Skip every picture and transcribe the remaining material exactly.

++++ ROWS

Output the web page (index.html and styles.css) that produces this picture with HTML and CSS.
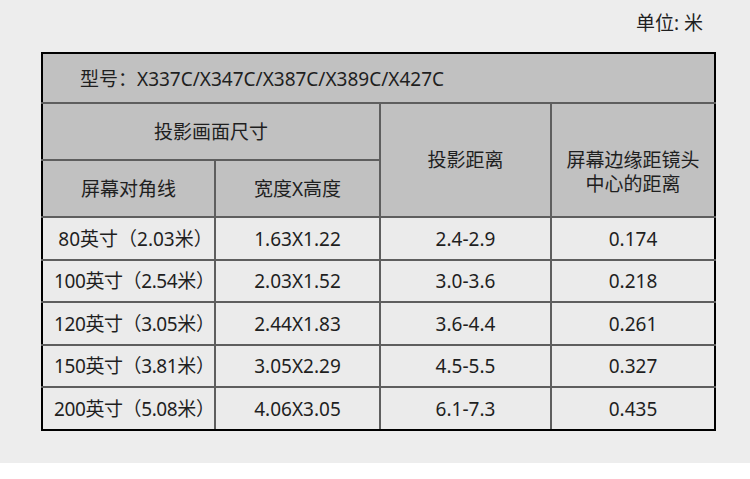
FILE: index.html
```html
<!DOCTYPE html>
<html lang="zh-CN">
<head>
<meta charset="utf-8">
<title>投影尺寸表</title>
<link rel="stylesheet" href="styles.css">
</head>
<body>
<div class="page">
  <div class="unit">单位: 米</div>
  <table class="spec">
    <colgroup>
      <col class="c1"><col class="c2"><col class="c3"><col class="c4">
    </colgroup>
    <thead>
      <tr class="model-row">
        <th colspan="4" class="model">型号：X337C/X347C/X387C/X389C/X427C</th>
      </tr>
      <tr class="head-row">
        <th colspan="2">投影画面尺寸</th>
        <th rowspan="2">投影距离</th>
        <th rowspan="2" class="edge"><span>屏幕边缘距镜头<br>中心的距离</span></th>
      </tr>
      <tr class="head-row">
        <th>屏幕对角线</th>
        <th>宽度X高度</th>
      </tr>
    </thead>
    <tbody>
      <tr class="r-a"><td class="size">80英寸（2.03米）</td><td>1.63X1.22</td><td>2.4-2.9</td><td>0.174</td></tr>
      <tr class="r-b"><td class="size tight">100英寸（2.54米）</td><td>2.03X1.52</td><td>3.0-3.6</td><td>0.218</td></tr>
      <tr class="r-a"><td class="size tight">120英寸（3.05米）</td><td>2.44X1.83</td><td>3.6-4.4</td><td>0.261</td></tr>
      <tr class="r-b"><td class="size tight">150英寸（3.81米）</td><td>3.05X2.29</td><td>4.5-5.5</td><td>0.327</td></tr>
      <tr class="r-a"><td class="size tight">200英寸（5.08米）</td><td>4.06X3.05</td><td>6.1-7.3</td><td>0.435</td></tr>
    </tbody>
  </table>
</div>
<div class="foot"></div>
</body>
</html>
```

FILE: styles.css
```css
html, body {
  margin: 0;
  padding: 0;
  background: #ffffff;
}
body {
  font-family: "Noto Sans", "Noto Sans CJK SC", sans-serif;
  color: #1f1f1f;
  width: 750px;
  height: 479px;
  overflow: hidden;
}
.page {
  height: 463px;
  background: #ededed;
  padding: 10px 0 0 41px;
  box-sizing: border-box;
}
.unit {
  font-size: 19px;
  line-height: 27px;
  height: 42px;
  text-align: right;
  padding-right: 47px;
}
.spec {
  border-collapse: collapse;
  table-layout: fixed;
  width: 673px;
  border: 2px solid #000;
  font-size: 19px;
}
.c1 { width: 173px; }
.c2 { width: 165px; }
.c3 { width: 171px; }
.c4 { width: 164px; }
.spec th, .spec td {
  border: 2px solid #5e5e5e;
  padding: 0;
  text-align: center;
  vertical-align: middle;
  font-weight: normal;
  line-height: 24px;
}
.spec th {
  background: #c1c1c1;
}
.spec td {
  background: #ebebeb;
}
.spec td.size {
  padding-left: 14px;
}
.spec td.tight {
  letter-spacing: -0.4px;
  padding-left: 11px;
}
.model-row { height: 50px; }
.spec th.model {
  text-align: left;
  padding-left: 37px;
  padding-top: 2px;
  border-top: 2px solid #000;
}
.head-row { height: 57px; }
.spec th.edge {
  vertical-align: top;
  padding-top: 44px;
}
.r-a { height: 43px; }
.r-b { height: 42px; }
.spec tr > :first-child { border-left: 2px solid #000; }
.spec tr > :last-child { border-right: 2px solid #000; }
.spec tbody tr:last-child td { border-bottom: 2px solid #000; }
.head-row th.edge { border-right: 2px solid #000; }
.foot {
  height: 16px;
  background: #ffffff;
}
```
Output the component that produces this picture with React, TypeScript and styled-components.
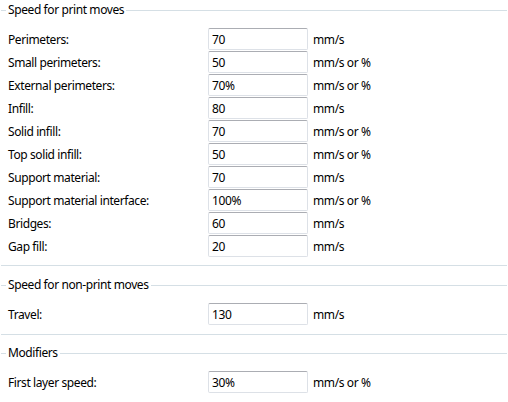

++++++++

# SOLVED PROBLEM
Output the web page (index.html and styles.css) that produces this picture with HTML and CSS.
FILE: index.html
```html
<!DOCTYPE html>
<html lang="zh-CN">
<head>
<meta charset="utf-8">
<title>投影尺寸表</title>
<link rel="stylesheet" href="styles.css">
</head>
<body>
<div class="page">
  <div class="unit">单位: 米</div>
  <table class="spec">
    <colgroup>
      <col class="c1"><col class="c2"><col class="c3"><col class="c4">
    </colgroup>
    <thead>
      <tr class="model-row">
        <th colspan="4" class="model">型号：X337C/X347C/X387C/X389C/X427C</th>
      </tr>
      <tr class="head-row">
        <th colspan="2">投影画面尺寸</th>
        <th rowspan="2">投影距离</th>
        <th rowspan="2" class="edge"><span>屏幕边缘距镜头<br>中心的距离</span></th>
      </tr>
      <tr class="head-row">
        <th>屏幕对角线</th>
        <th>宽度X高度</th>
      </tr>
    </thead>
    <tbody>
      <tr class="r-a"><td class="size">80英寸（2.03米）</td><td>1.63X1.22</td><td>2.4-2.9</td><td>0.174</td></tr>
      <tr class="r-b"><td class="size tight">100英寸（2.54米）</td><td>2.03X1.52</td><td>3.0-3.6</td><td>0.218</td></tr>
      <tr class="r-a"><td class="size tight">120英寸（3.05米）</td><td>2.44X1.83</td><td>3.6-4.4</td><td>0.261</td></tr>
      <tr class="r-b"><td class="size tight">150英寸（3.81米）</td><td>3.05X2.29</td><td>4.5-5.5</td><td>0.327</td></tr>
      <tr class="r-a"><td class="size tight">200英寸（5.08米）</td><td>4.06X3.05</td><td>6.1-7.3</td><td>0.435</td></tr>
    </tbody>
  </table>
</div>
<div class="foot"></div>
</body>
</html>
```

FILE: styles.css
```css
html, body {
  margin: 0;
  padding: 0;
  background: #ffffff;
}
body {
  font-family: "Noto Sans", "Noto Sans CJK SC", sans-serif;
  color: #1f1f1f;
  width: 750px;
  height: 479px;
  overflow: hidden;
}
.page {
  height: 463px;
  background: #ededed;
  padding: 10px 0 0 41px;
  box-sizing: border-box;
}
.unit {
  font-size: 19px;
  line-height: 27px;
  height: 42px;
  text-align: right;
  padding-right: 47px;
}
.spec {
  border-collapse: collapse;
  table-layout: fixed;
  width: 673px;
  border: 2px solid #000;
  font-size: 19px;
}
.c1 { width: 173px; }
.c2 { width: 165px; }
.c3 { width: 171px; }
.c4 { width: 164px; }
.spec th, .spec td {
  border: 2px solid #5e5e5e;
  padding: 0;
  text-align: center;
  vertical-align: middle;
  font-weight: normal;
  line-height: 24px;
}
.spec th {
  background: #c1c1c1;
}
.spec td {
  background: #ebebeb;
}
.spec td.size {
  padding-left: 14px;
}
.spec td.tight {
  letter-spacing: -0.4px;
  padding-left: 11px;
}
.model-row { height: 50px; }
.spec th.model {
  text-align: left;
  padding-left: 37px;
  padding-top: 2px;
  border-top: 2px solid #000;
}
.head-row { height: 57px; }
.spec th.edge {
  vertical-align: top;
  padding-top: 44px;
}
.r-a { height: 43px; }
.r-b { height: 42px; }
.spec tr > :first-child { border-left: 2px solid #000; }
.spec tr > :last-child { border-right: 2px solid #000; }
.spec tbody tr:last-child td { border-bottom: 2px solid #000; }
.head-row th.edge { border-right: 2px solid #000; }
.foot {
  height: 16px;
  background: #ffffff;
}
```
Output the component that produces this picture with React, TypeScript and styled-components.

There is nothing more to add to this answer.